Home listing site Zillow is making it possible to shop for homes that are not necessarily for sale with their new Make Me Move function, which launches on Thursday. Home owners who may have no intention of moving, but certainly would for the right price, can list information about their homes on Make Me Move so that gutsy buyers can try to make a deal.
“What number would it take for you to call the movers and hand over your keys?” said Lloyd Frink, Zillow’s co-founder and president, in a release about the new function. “Make Me Move is our twist on the traditional ‘For Sale’ sign.”
A homeowner can post a Make Me Move price without exposing any personal information. Zillow then enables interested buyers to contact the owner through an email “anonymizer.” The service is free.
Free is the magic word at Zillow lately because the company also announced that it will provide free listings for all home owners and realtors. Listings can include photos, and realtors can also create Web sites for each listing.
Zillow’s third new function is the Real Estate Wiki, which has hundreds of articles on buying, selling, financing, or any topic a owner/buyer might need. Wiki visitors can edit or comment on articles, or create new articles.
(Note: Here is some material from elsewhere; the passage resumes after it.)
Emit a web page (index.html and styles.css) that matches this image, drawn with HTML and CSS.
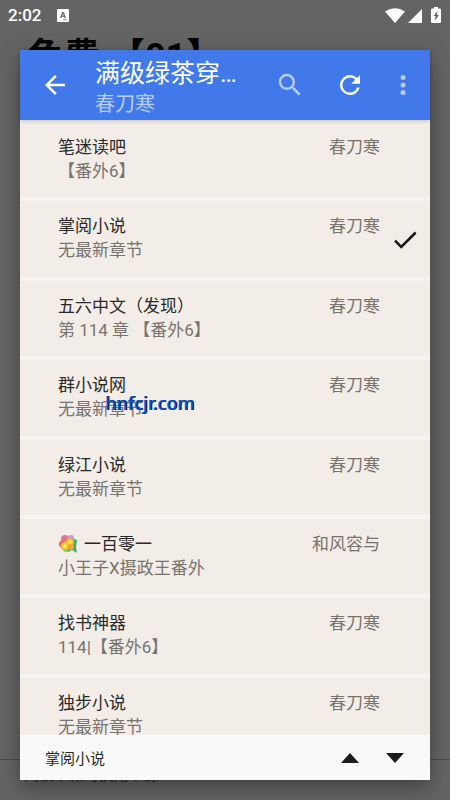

These new new announcements are undoubtedly Zillow’s efforts to continue hosting as much real estate information on their site as possible. It’s a sign that they have enough traffic to sell ads and do not need user money to survive. The company launched in early 2006 and has made major announcements all year, including 3D maps, open APIs, and many large rounds of funding. The company claimed 3.2 million users and 70 million home listings as of November.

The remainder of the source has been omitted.